Ever wonder what happiness really is? In this English and Human Services learning community, you’ll explore–from pop culture, positive psychology, and social services perspectives–what makes individuals and communities flourish or flounder.

This Learning Community is made up of one cohort of freshman in two first year courses: Professor Jill Bell’s ENG 1101 (English Composition I) & Professor Justine Pawlukewicz’s HUS 1101 (Introduction to Human Services).

In English Composition I (ENG 1101), we will work our way through the complex and contradictory nature of “happiness,” exploring abstract concepts (such as virtue, value, freedom, and progress), zooming in to study individual needs and desires (and the ways in which these are both created by and marketed to by things such as popular culture, advertising, and self-help products), exploring the “science of happiness” as defined by the expanding field of positive psychology, and finally broadening our gaze to engage contemporary measurements of well-being and applications of it in areas such as social media, digital technologies, city planning, economic policies, and educational curricula.

Throughout the course, we will engage “happiness” as a discourse (the rhetoric of happiness) that both circulates in and helps create our world and ourselves, and we will move from merely personal visions and/or cultural stereotypes of happiness to more critical, theoretically grounded perspectives on the subject.
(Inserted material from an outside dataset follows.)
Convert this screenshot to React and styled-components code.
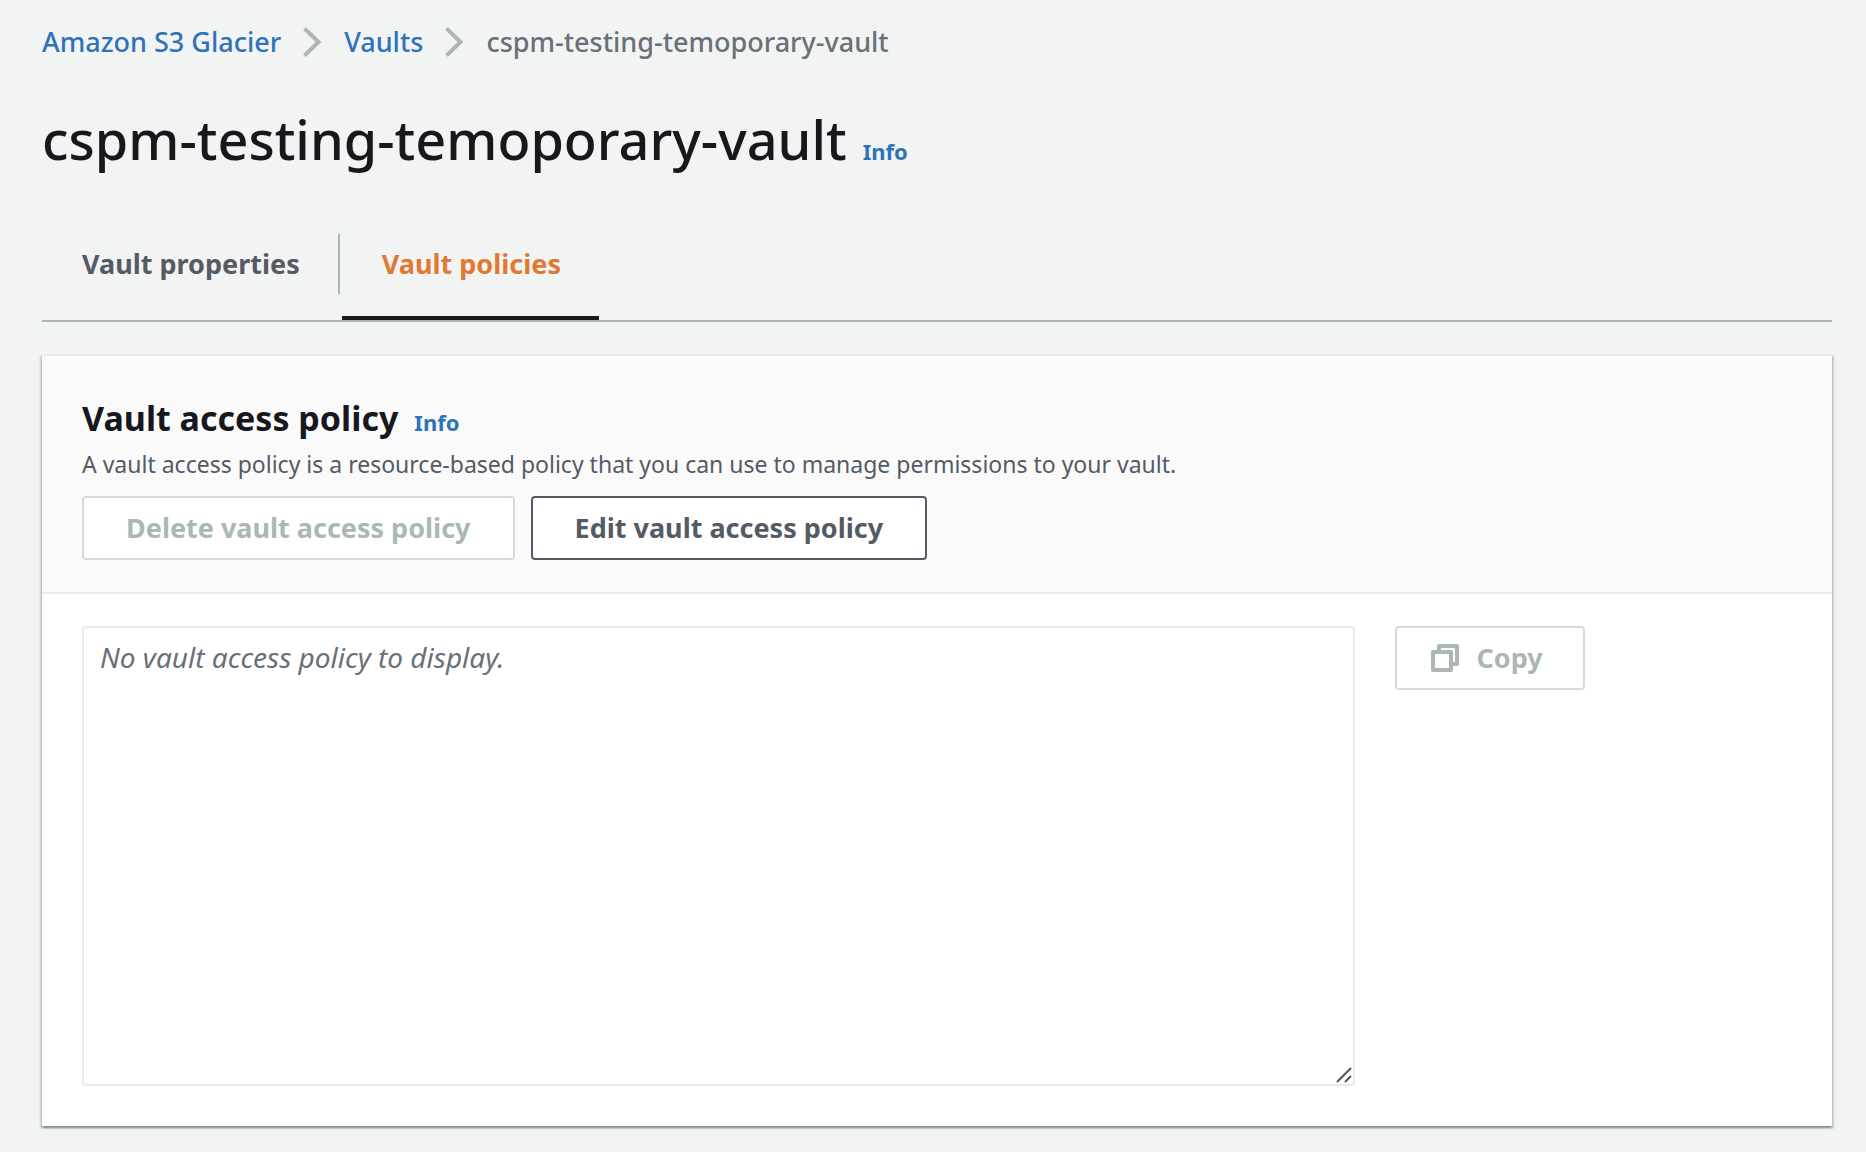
import React from "react";
import styled, { createGlobalStyle } from "styled-components";

const color = {
  page: "#f2f4f3",
  ink: "#17181e",
  body: "#545b64",
  muted: "#687078",
  link: "#2e73b8",
  accent: "#e07934",
  line: "#aab7b7",
  disabledLine: "#d5dbdb",
  softLine: "#ebebeb",
  header: "#fafafa",
};

const GlobalStyle = createGlobalStyle`
  *, *::before, *::after { box-sizing: border-box; }
  body {
    margin: 0;
    background: ${color.page};
    color: ${color.ink};
    font-family: "Noto Sans", "Open Sans", sans-serif;
    font-size: 27px;
    line-height: 40px;
  }
`;

const Page = styled.main`
  padding: 22px 34px 26px 42px;
`;

const Crumbs = styled.ol`
  display: flex;
  align-items: center;
  gap: 22px;
  margin: 0;
  padding: 0;
  list-style: none;
`;

const Crumb = styled.li`
  display: flex;
  align-items: center;
  gap: 22px;
  color: ${color.muted};
  font-weight: 500;
`;

const Link = styled.a`
  color: ${color.link};
  text-decoration: none;
`;

const InfoLink = styled(Link)`
  font-size: 22px;
  font-weight: 700;
  line-height: 32px;
`;

const TitleRow = styled.div`
  display: flex;
  align-items: baseline;
  gap: 16px;
`;

const PageTitle = styled.h1`
  margin: 0;
  font-size: 54px;
  font-weight: 500;
  line-height: 72px;
`;

const PageHeader = styled(TitleRow)`
  margin-top: 41px;
`;

const Tabs = styled.div`
  display: flex;
  gap: 2px;
  margin-top: 46px;
  border-bottom: 2px solid ${color.line};
`;

const Tab = styled.button`
  display: flex;
  align-items: center;
  height: 99px;
  padding: 0;
  border: 0;
  border-bottom: 4px solid ${(p) => (p.$active ? color.ink : "transparent")};
  background: none;
  color: ${(p) => (p.$active ? color.accent : color.body)};
  font: inherit;
  font-weight: 700;
  cursor: pointer;
`;

const TabLabel = styled.span`
  display: flex;
  align-items: center;
  height: 60px;
  margin-bottom: 9px;
  padding: 0 38px 0 40px;
  border-right: ${(p) => (p.$divided ? `2px solid ${color.line}` : "0")};
`;

const Card = styled.section`
  margin-top: 32px;
  border-top: 2px solid ${color.softLine};
  background: #fff;
  box-shadow: 0 2px 2px 0 rgba(0, 28, 36, 0.3), 2px 2px 2px 0 rgba(0, 28, 36, 0.15),
    -2px 2px 2px 0 rgba(0, 28, 36, 0.15);
`;

const CardHeader = styled.header`
  padding: 39px 40px 32px;
  border-bottom: 2px solid ${color.softLine};
  background: ${color.header};
`;

const CardTitle = styled.h2`
  margin: 0;
  font-size: 34px;
  font-weight: 700;
  line-height: 46px;
`;

const Description = styled.p`
  margin: 3px 0 12px;
  color: ${color.body};
  font-size: 23px;
  line-height: 40px;
`;

const Actions = styled.div`
  display: flex;
  gap: 16px;
`;

const Button = styled.button`
  display: inline-flex;
  align-items: center;
  gap: 18px;
  height: 64px;
  padding: 0 42px;
  border: 2px solid ${color.body};
  border-radius: 4px;
  background: #fff;
  color: ${color.body};
  font: inherit;
  font-weight: 700;
  white-space: nowrap;
  cursor: pointer;

  &:disabled {
    border-color: ${color.disabledLine};
    color: ${color.line};
    cursor: default;
  }
`;

const CopyButton = styled(Button)`
  padding: 0 40px 0 34px;
`;

const CardBody = styled.div`
  display: grid;
  grid-template-columns: repeat(12, minmax(0, 1fr));
  column-gap: 40px;
  padding: 32px 40px 40px;
`;

const PolicyField = styled.div`
  position: relative;
  display: flex;
  grid-column: span 9;
`;

const PolicyText = styled.textarea`
  flex: 1;
  min-width: 0;
  height: 460px;
  padding: 9px 16px;
  border: 2px solid ${color.softLine};
  border-radius: 4px;
  background: #fff;
  color: ${color.muted};
  font: inherit;
  font-size: 28px;
  resize: none;

  &::placeholder {
    color: ${color.muted};
    font-style: italic;
    opacity: 1;
  }
`;

const Grip = styled.svg`
  position: absolute;
  right: 3px;
  bottom: 3px;
  pointer-events: none;
`;

const CopyColumn = styled.div`
  grid-column: span 3;
`;

const Chevron = () => (
  <svg width="19" height="30" viewBox="0 0 19 30" fill="none" stroke={color.line} strokeWidth="4" aria-hidden="true">
    <path d="M1.5 1.5 L15.5 15 L1.5 28.5" />
  </svg>
);

const CopyIcon = () => (
  <svg width="28" height="28" viewBox="0 0 28 28" fill="none" stroke="currentColor" strokeWidth="4" strokeLinejoin="round" aria-hidden="true">
    <path d="M2 8H20V26H2Z" />
    <path d="M8 7V2H26V20H21" />
  </svg>
);

export default function App() {
  return (
    <>
      <GlobalStyle />
      <Page>
        <nav aria-label="Breadcrumbs">
          <Crumbs>
            <Crumb>
              <Link href="#glacier">Amazon S3 Glacier</Link>
              <Chevron />
            </Crumb>
            <Crumb>
              <Link href="#vaults">Vaults</Link>
              <Chevron />
            </Crumb>
            <Crumb aria-current="page">cspm-testing-temoporary-vault</Crumb>
          </Crumbs>
        </nav>

        <PageHeader>
          <PageTitle>cspm-testing-temoporary-vault</PageTitle>
          <InfoLink href="#vault-info">Info</InfoLink>
        </PageHeader>

        <Tabs role="tablist">
          <Tab type="button" role="tab" aria-selected="false">
            <TabLabel $divided>Vault properties</TabLabel>
          </Tab>
          <Tab type="button" role="tab" aria-selected="true" $active>
            <TabLabel>Vault policies</TabLabel>
          </Tab>
        </Tabs>

        <Card>
          <CardHeader>
            <TitleRow>
              <CardTitle>Vault access policy</CardTitle>
              <InfoLink href="#policy-info">Info</InfoLink>
            </TitleRow>
            <Description>
              A vault access policy is a resource-based policy that you can use to manage permissions to your vault.
            </Description>
            <Actions>
              <Button type="button" disabled>Delete vault access policy</Button>
              <Button type="button">Edit vault access policy</Button>
            </Actions>
          </CardHeader>
          <CardBody>
            <PolicyField>
              <PolicyText readOnly aria-label="Vault access policy" placeholder="No vault access policy to display." />
              <Grip width="16" height="16" viewBox="0 0 16 16" stroke="#55565a" strokeWidth="2" aria-hidden="true">
                <path d="M1 15 L15 1 M9 15 L15 9" />
              </Grip>
            </PolicyField>
            <CopyColumn>
              <CopyButton type="button" disabled>
                <CopyIcon />
                Copy
              </CopyButton>
            </CopyColumn>
          </CardBody>
        </Card>
      </Page>
    </>
  );
}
We will ask many questions about happiness/well-being, such as:

  • Why does studying/thinking critically about happiness matter?
  • How do we (and others) define happiness?
  • Are visions of happiness the same for everyone?
  • What values do these visions of happiness endorse (perhaps implicitly)?
  • How is happiness represented in various places, such as in the media, popular culture, advertising, schools, the government?
  • What do these representations teach us about what we should/should not desire, what we should/should not value, what type of people we should/should not be, and what type of actions we should/should not take?
  • Who gets to decide what happiness should look like?
  • Is happiness measurable?
  • How do you plan for/create happiness, both at the individual and the social level?
  • Is there equal access to happiness (or even the possibility of happiness)?
  • Perhaps counter-intuitively: Is happiness (as defined by mainstream rhetoric/politics) even desirable? If not, how we might we imagine alternative visions of/methods for happiness/well-being?
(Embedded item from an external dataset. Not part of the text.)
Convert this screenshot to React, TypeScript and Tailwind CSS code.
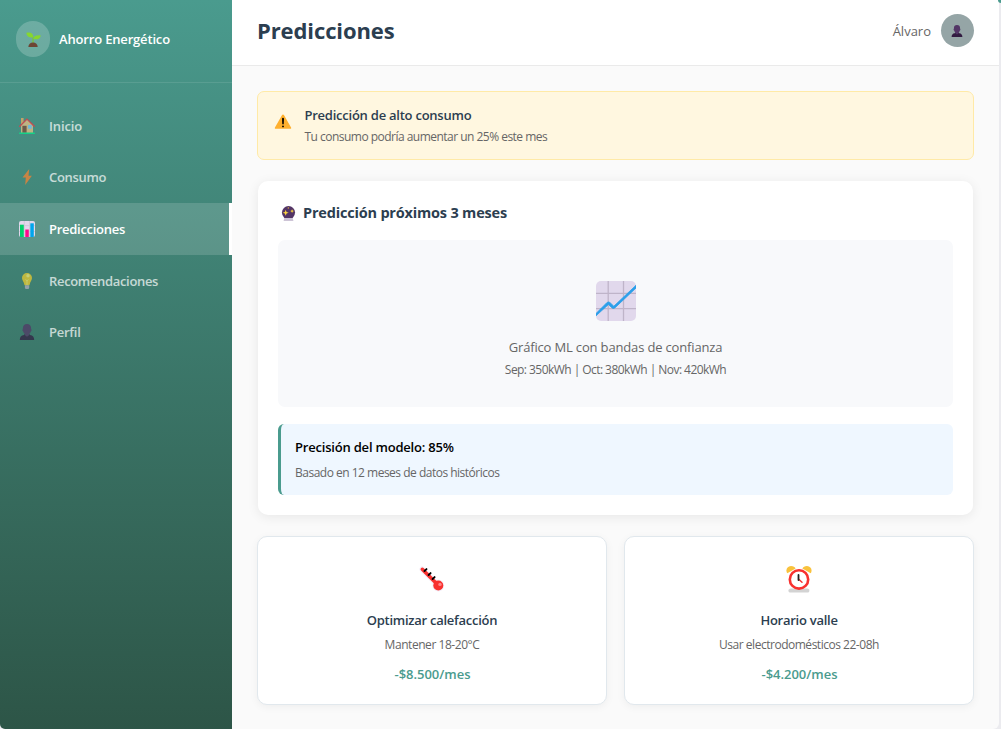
import type { ReactNode } from 'react';

type IconProps = { className?: string };

function Sprout({ className }: IconProps) {
  return (
    <svg viewBox="0 0 16 16" className={className}>
      <path d="M7.500 12V5.500" stroke="#7cc42f" strokeWidth="1.300" fill="none" />
      <path d="M.3 1C4 0 7.500 1 7.900 5.600 4.200 6.400.9 5.200.3 1Z" fill="#86d72f" />
      <path d="M15.700 3.600C15.200 7.400 11.500 8.600 7.900 7.400 8.200 4.300 11 3.200 15.700 3.600Z" fill="#86d72f" />
      <path d="M2.500 16c0-2.900 2.100-4.800 5-4.800s5 1.900 5 4.800Z" fill="#6d4534" />
    </svg>
  );
}

function House({ className }: IconProps) {
  return (
    <svg viewBox="0 0 16 16" className={className}>
      <rect x="2" y="0" width="2.600" height="6" fill="#f3ad61" />
      <path d="M2 7.500 8 1.500l6 6V15H2Z" fill="#f3c384" />
      <path d="M.7 8.200 8 1.100l7.300 7.100" stroke="#f92f40" strokeWidth="1.300" fill="none" strokeLinecap="round" />
      <rect x="3.400" y="7.800" width="4.200" height="7" fill="#7d4533" />
      <rect x="9" y="7" width="3.700" height="3.700" fill="#83cbff" />
      <rect x="0" y="14.500" width="16" height="1.500" rx=".7" fill="#00f08a" />
    </svg>
  );
}

function Bolt({ className }: IconProps) {
  return (
    <svg viewBox="0 0 16 16" className={className}>
      <path d="M10.200 0 3.500 8.400h3.300L6.200 16l6.700-9.200H9.500Z" fill="#ff822d" />
    </svg>
  );
}

function BarChart({ className }: IconProps) {
  return (
    <svg viewBox="0 0 16 16" className={className}>
      <rect width="16" height="16" rx="2" fill="#e1d8ec" />
      <path d="M5.300 0v16M10.500 0v16M0 4.600h16M0 10.500h16" stroke="#cdc4d6" strokeWidth=".8" />
      <path d="M1 3.700h3.800V16H1Z" fill="#00d26a" />
      <path d="M6.300 8.500h3.500V16H6.300Z" fill="#ff0a8a" />
      <path d="M11.300 2.300h3.500V16h-3.500Z" fill="#00a6ed" />
    </svg>
  );
}

function Bulb({ className }: IconProps) {
  return (
    <svg viewBox="0 0 16 16" className={className}>
      <path d="M8 0a5 5 0 0 0-5 5c0 2.200 1.800 3.500 2.300 6.500.1.700.5 1 1.200 1h3c.7 0 1.100-.3 1.200-1C11.200 8.500 13 7.200 13 5a5 5 0 0 0-5-5Z" fill="#f5d02b" />
      <path d="M6.500 6.500 8 7.800l1.500-1.300M8 8v4" stroke="#fff478" strokeWidth=".8" fill="none" />
      <circle cx="9" cy="2.800" r="1.700" fill="#fff07a" />
      <path d="M5.900 12.300h4.300v2.200c0 .9-.5 1.500-1.300 1.500H7.200c-.8 0-1.300-.6-1.300-1.500Z" fill="#b5b0c2" />
    </svg>
  );
}

function Bust({ className }: IconProps) {
  return (
    <svg viewBox="0 0 16 16" className={className}>
      <path d="M.8 16c0-2.800 1.400-4.600 4.200-4.900l1-1.300h4l1 1.300c2.800.3 4.200 2.100 4.200 4.900Z" fill="#321b41" />
      <path d="M8 0C5.300 0 3.900 1.700 3.900 4v1c-.7.300-.6 2 .3 2.400C4.700 9.200 6 10 6 10v1.300L8 12.700l2-1.400V10s1.300-.8 1.800-2.600c.9-.4 1-2.100.3-2.400V4c0-2.300-1.400-4-4.100-4Z" fill="#533566" />
    </svg>
  );
}

function Warning({ className }: IconProps) {
  return (
    <svg viewBox="0 0 18 16" className={className}>
      <path d="M8 1.100a1.150 1.150 0 0 1 2 0l7.600 13.200c.4.700 0 1.400-.8 1.400H1.200c-.8 0-1.200-.7-.8-1.400Z" fill="#ffb02e" />
      <path d="M8 5.100c0-.6.400-1 1-1s1 .4 1 1l-.2 5.400c0 .5-.3.800-.8.800s-.8-.3-.8-.8Z" fill="#000" />
      <circle cx="9" cy="13.200" r="1" fill="#000" />
    </svg>
  );
}

function CrystalBall({ className }: IconProps) {
  return (
    <svg viewBox="0 0 16 16" className={className}>
      <circle cx="8" cy="7" r="7" fill="#533566" />
      <path d="M3.500 12.800h9l.8 3.200H2.700Z" fill="#cdc4d6" />
      <path d="m5 4 .9 2.300 2.300.9-2.300.9L5 10.400l-.9-2.300-2.300-.9 2.300-.9Z" fill="#fcd53f" />
      <path d="m11.800 3.400.6 1.400 1.400.6-1.400.6-.6 1.400-.6-1.400-1.400-.6 1.400-.6Z" fill="#fcd53f" />
      <circle cx="7.800" cy="2" r=".7" fill="#f9c23c" />
    </svg>
  );
}

function LineChart({ className }: IconProps) {
  return (
    <svg viewBox="0 0 40 40" className={className}>
      <rect width="40" height="40" rx="5" fill="#e1d8ec" />
      <path d="M12.200 0v40M27.500 0v40M0 12.300h40M0 27.600h40" stroke="#bfb4c9" strokeWidth="1.300" />
      <path d="M0 32.500v2.300L12.400 23.600l3.700 3.300q1.500 1.100 3-.2L40 7V4.300L17.800 25.200l-3.900-3.700q-1.500-1.200-3.100.2Z" fill="#2b9fea" stroke="#2b9fea" strokeWidth=".8" />
    </svg>
  );
}

function Thermometer({ className }: IconProps) {
  return (
    <svg viewBox="0 0 26 26" className={className}>
      <path d="M3.200 3.200 18.500 18.500" stroke="#f3eef8" strokeWidth="5.500" strokeLinecap="round" />
      <circle cx="19.300" cy="19.500" r="5.900" fill="#f3eef8" />
      <path d="M3.300 3.300 18 18" stroke="#f8312f" strokeWidth="3.500" strokeLinecap="round" />
      <circle cx="19.300" cy="19.500" r="5" fill="#f8312f" />
      <circle cx="21" cy="18.400" r="1.700" fill="#ff8687" />
      <path d="m5.500 5 2-1.900M9.600 9l2-1.900M13.600 13l2-1.900" stroke="#000" strokeWidth="1.900" strokeLinecap="round" />
    </svg>
  );
}

function AlarmClock({ className }: IconProps) {
  return (
    <svg viewBox="0 0 26 28" className={className}>
      <path d="M5 23.500h16c1.800 0 2.400 1 2.400 2.200 0 1.300-1 1.800-2.400 1.800H5c-1.500 0-2.600-.5-2.600-1.800 0-1.200.8-2.200 2.600-2.200Z" fill="#d3d3d3" />
      <path d="M1.300 8.200C-.7 5.200.900 1 5 .9c2.300 0 4 1.100 4.600 2.700Z" fill="#f9c23c" />
      <path d="M24.700 8.200C26.700 5.200 25.100 1 21 .9c-2.300 0-4 1.100-4.600 2.700Z" fill="#f9c23c" />
      <circle cx="13" cy="14.400" r="9.200" fill="#fff" stroke="#f8312f" strokeWidth="2.600" />
      <path d="m13 14.500 3 2.700" stroke="#f8312f" strokeWidth="1.500" strokeLinecap="round" />
      <path d="M12.500 10v5" stroke="#212121" strokeWidth="1.800" strokeLinecap="round" />
    </svg>
  );
}

type NavItem = { label: string; icon: ReactNode; tracking: string; active?: boolean };

const navItems: NavItem[] = [
  { label: 'Inicio', icon: <House className="size-4" />, tracking: 'tracking-[-0.15px]' },
  { label: 'Consumo', icon: <Bolt className="size-4" />, tracking: 'tracking-[-0.3px]' },
  { label: 'Predicciones', icon: <BarChart className="size-4" />, tracking: 'tracking-[-0.28px]', active: true },
  { label: 'Recomendaciones', icon: <Bulb className="size-4" />, tracking: 'tracking-[-0.33px]' },
  { label: 'Perfil', icon: <Bust className="size-4" />, tracking: 'tracking-[-0.25px]' },
];

function Sidebar() {
  return (
    <aside className="flex w-[232px] shrink-0 flex-col rounded-bl-[5px] bg-linear-to-b from-[#4a9b8e] to-[#2d5547]">
      <div className="flex h-[83px] items-center gap-[9px] border-b border-white/10 pb-1 pl-4">
        <div className="flex h-9 w-[34px] items-center justify-center rounded-full bg-white/20">
          <Sprout className="size-[15px]" />
        </div>
        <span className="pt-[2px] text-[13px] font-semibold whitespace-nowrap text-white tracking-[-0.17px]">Ahorro Energético</span>
      </div>
      <nav className="flex flex-col pt-[17px]">
        {navItems.map((item) => (
          <a
            key={item.label}
            className={
              item.active
                ? 'flex h-[51.6px] items-center gap-[14px] border-r-[3px] border-white bg-white/15 pl-[19px] text-white'
                : 'flex h-[51.6px] items-center gap-[14px] pl-[19px] text-white opacity-70'
            }
          >
            {item.icon}
            <span className={`pt-[1.5px] text-[13px] font-semibold whitespace-nowrap ${item.tracking}`}>{item.label}</span>
          </a>
        ))}
      </nav>
    </aside>
  );
}

type TipProps = { icon: ReactNode; title: string; text: string; saving: string; textTracking: string };

function TipCard({ icon, title, text, saving, textTracking }: TipProps) {
  return (
    <article className="flex h-[169px] flex-1 flex-col items-center rounded-[10px] border border-[#e1e8ed] bg-white pt-[27px] whitespace-nowrap shadow-[0_2px_8px_rgba(0,0,0,0.05)]">
      <div className="flex h-7 items-center pt-px">{icon}</div>
      <h3 className="mt-[18px] text-[13px] leading-5 font-semibold text-[#2c3e50] tracking-[-0.26px]">{title}</h3>
      <p className={`mt-[6px] text-[12px] leading-[18px] text-[#666] ${textTracking}`}>{text}</p>
      <p className="mt-[10px] pl-px text-[13px] leading-5 font-semibold text-[#4a9b8e] tracking-[-0.03px]">{saving}</p>
    </article>
  );
}

export default function App() {
  return (
    <div className="relative flex h-[729px] w-[1001px] overflow-hidden bg-[#ebebef] pr-[2px] font-['Open_Sans','Noto_Sans',sans-serif]">
      <Sidebar />
      <main className="flex min-w-0 flex-1 flex-col rounded-br-[6px] bg-[#fafafa]">
        <header className="flex h-[66px] items-center justify-between border-b border-[#eaeaea] bg-white pr-[25px] pb-1 pl-[25px]">
          <h1 className="text-[22px] font-bold text-[#2c3e50] tracking-[-0.1px]">Predicciones</h1>
          <div className="flex items-center gap-[10px]">
            <span className="pt-[2px] text-[13px] font-medium text-[#666]">Álvaro</span>
            <div className="flex size-[33px] items-center justify-center rounded-full bg-[#95a5a6]">
              <Bust className="mr-px mt-px size-3" />
            </div>
          </div>
        </header>
        <div className="flex flex-col pt-[25px] pr-[25px] pl-[25px]">
          <section className="flex h-[69px] items-center gap-[12.5px] rounded-[7px] border border-[#ffeaa7] bg-[#fff7e0] pl-[16px]">
            <Warning className="mt-[-9px] h-[15px] w-[18px]" />
            <div className="whitespace-nowrap">
              <h2 className="text-[13px] leading-[21px] font-semibold text-[#2c3e50] tracking-[-0.24px]">Predicción de alto consumo</h2>
              <p className="mt-px text-[12px] leading-5 text-[#666] tracking-[-0.52px]">Tu consumo podría aumentar un 25% este mes</p>
            </div>
          </section>

          <section className="mx-px mt-[21px] flex h-[334px] flex-col rounded-[10px] bg-white px-5 pt-5 shadow-[0_2px_12px_rgba(0,0,0,0.08)]">
            <h2 className="flex h-6 items-center gap-[7px] pl-[3px] text-[14.5px] font-bold whitespace-nowrap text-[#2c3e50]">
              <CrystalBall className="size-[15px]" />
              <span className="pb-px tracking-[-0.19px]">Predicción próximos 3 meses</span>
            </h2>
            <div className="mt-[15px] flex h-[167px] flex-col items-center rounded-[7px] bg-[#f8f9fb] pt-[41px] text-[#666]">
              <LineChart className="size-10" />
              <p className="mt-[16px] text-[13px] leading-[21px] tracking-[-0.16px]">Gráfico ML con bandas de confianza</p>
              <p className="mt-[2px] text-[12px] leading-5 tracking-[-0.55px]">Sep: 350kWh | Oct: 380kWh | Nov: 420kWh</p>
            </div>
            <div className="mt-[17px] h-[71px] rounded-[6px] border-l-[3px] border-[#4a9b8e] bg-[#eff7ff] pt-[13px] pl-[14px]">
              <p className="text-[13px] leading-[21px] font-semibold text-black tracking-[-0.2px]">Precisión del modelo: 85%</p>
              <p className="mt-[5px] text-[12px] leading-5 text-[#666] tracking-[-0.5px]">Basado en 12 meses de datos históricos</p>
            </div>
          </section>

          <section className="mt-[21px] flex gap-[17px]">
            <TipCard
              icon={<Thermometer className="size-[26px]" />}
              title="Optimizar calefacción"
              text="Mantener 18-20°C"
              saving="-$8.500/mes"
              textTracking="tracking-[-0.45px]"
            />
            <TipCard
              icon={<AlarmClock className="h-7 w-[26px]" />}
              title="Horario valle"
              text="Usar electrodomésticos 22-08h"
              saving="-$4.200/mes"
              textTracking="tracking-[-0.48px]"
            />
          </section>
        </div>
      </main>
      <span className="absolute top-0 right-0 h-[3px] w-[3px] rounded-bl-[3px] bg-[#4a9b8e]" />
    </div>
  );
}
Since this is a composition course, we will never leave writing out of the picture: all class meetings will be devoted in part to writing, revising, and/or discussing ideas and drafts. One segment of the course centers on a collaborative class poster and presentation (with HUS 1101) on the theme of well-being in our learning community. The final section of the course will be devoted to individual research projects.


Introduction to Human Services (HUS 1101) focuses on the assessment of individuals, families, groups and communities in terms of level of functioning. These include elements of resilience, self-sufficiency, developmental milestones and systems theory within the current social and political climate. How they impact the state of well-being is paramount for the professional intervention of prevention, clinical treatment, rehabilitation, delivery of human services and the design of public health initiatives.